No filme, a assistente de direção conta que todas suas amigas se casaram, tiveram filhos, e ela permaneceu como testemunha de todas elas, sem nunca ter subido ao altar. Em dois anos, compareceu a 18 cerimônias de casamento. A condição de solteira não foi falta de oportunidade — Paula teve vários namorados, casos de uma noite e amores que pareciam ser eternos. Mas ao encontrar o namorado aparentemente perfeito, percebeu que não estava sendo verdadeira consigo mesma e não se via como uma noiva. O rompimento era inevitável.

O projeto 'Playing house' ainda não está completo (Suzanne Heintz)
O projeto 'Playing house' ainda não está completo
Finalmente, Paula aceitou que, para ela, a liberdade era maior do que qualquer coisa. “Não quero aqueles relacionamentos impossíveis e intensos dos meus 20 anos nem quero um marido perfeito atrás de uma cerca branca. E, definitivamente, não planejo passar o resto da minha vida sozinha. Percebi que tudo o que eu estava procurando estava bem mais perto do que eu pensava. Acompanhada ou sozinha, quando você ama e se aceita completamente, o mundo ao seu redor muda.
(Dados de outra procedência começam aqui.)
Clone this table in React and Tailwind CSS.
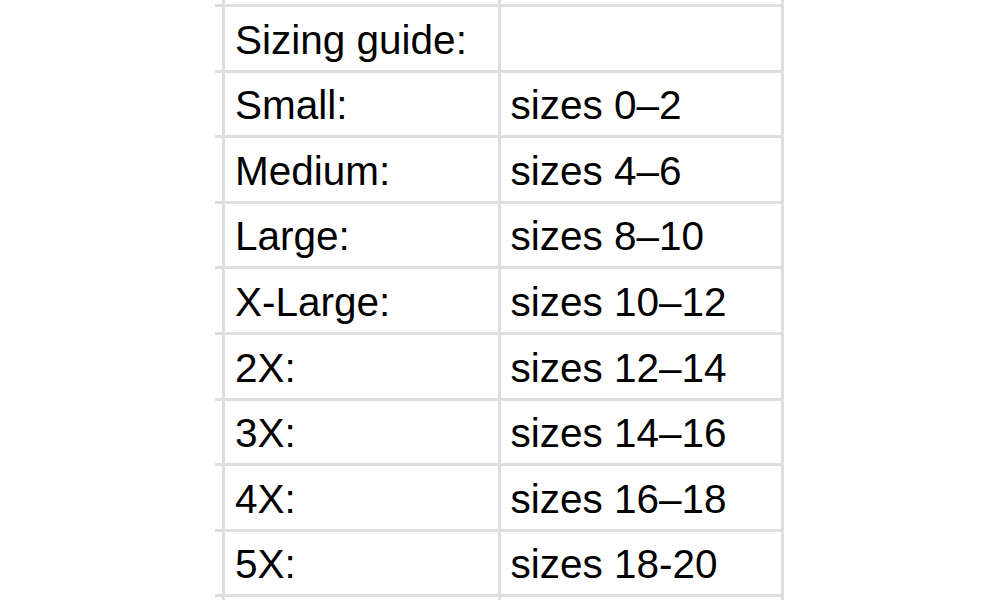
const rows = [
  ["", ""],
  ["Sizing guide:", ""],
  ["Small:", "sizes 0–2"],
  ["Medium:", "sizes 4–6"],
  ["Large:", "sizes 8–10"],
  ["X-Large:", "sizes 10–12"],
  ["2X:", "sizes 12–14"],
  ["3X:", "sizes 14–16"],
  ["4X:", "sizes 16–18"],
  ["5X:", "sizes 18-20"],
  ["", ""],
];

export default function App() {
  return (
    <div
      className="w-[1000px] h-[600px] bg-white overflow-hidden pl-[215px] text-black"
      style={{ fontFamily: '"Liberation Sans", Arial, sans-serif' }}
    >
      <div className="w-[569px] flex flex-col">
        {rows.map((row, i) => {
          const first = i === 0;
          const last = i === rows.length - 1;
          return (
            <div
              key={i}
              className={
                first
                  ? "h-[7px] flex border-b-[3px] border-[#dedede]"
                  : last
                  ? "h-[10px] flex"
                  : "h-[65.6px] flex border-b-[3px] border-[#dedede]"
              }
            >
              <div className="w-[7px]" />
              <div className="w-[276px] border-l-[3px] border-[#dedede] flex items-center pl-[10px] pt-[3px] text-[40.5px] leading-none">
                {row[0]}
              </div>
              <div className="w-[284px] border-l-[3px] border-[#dedede] flex items-center pl-[10px] pt-[3px] text-[40.5px] leading-none">
                {row[1]}
              </div>
              <div className="w-[2px] border-l-[3px] border-[#dedede]" />
            </div>
          );
        })}
      </div>
    </div>
  );
}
No fim das contas, felicidade é uma escolha”, afirma no curta.

O projeto continua

Suzanne Heintz conta que o projeto Playing house ainda não está completo. O próximo passo é um livro e um documentário. Em junho, vai fotografar o próprio casamento com seu manequim como uma crítica à obrigatoriedade do casamento. Em seguida, o foco é no manequim infantil. A ideia é fotografá-lo na escola e entrevistar os colegas de sala para entender o que eles esperam de seus próprios futuros. Todas as imagens estão disponíveis no site de Suzanne: suzanneheintz.com.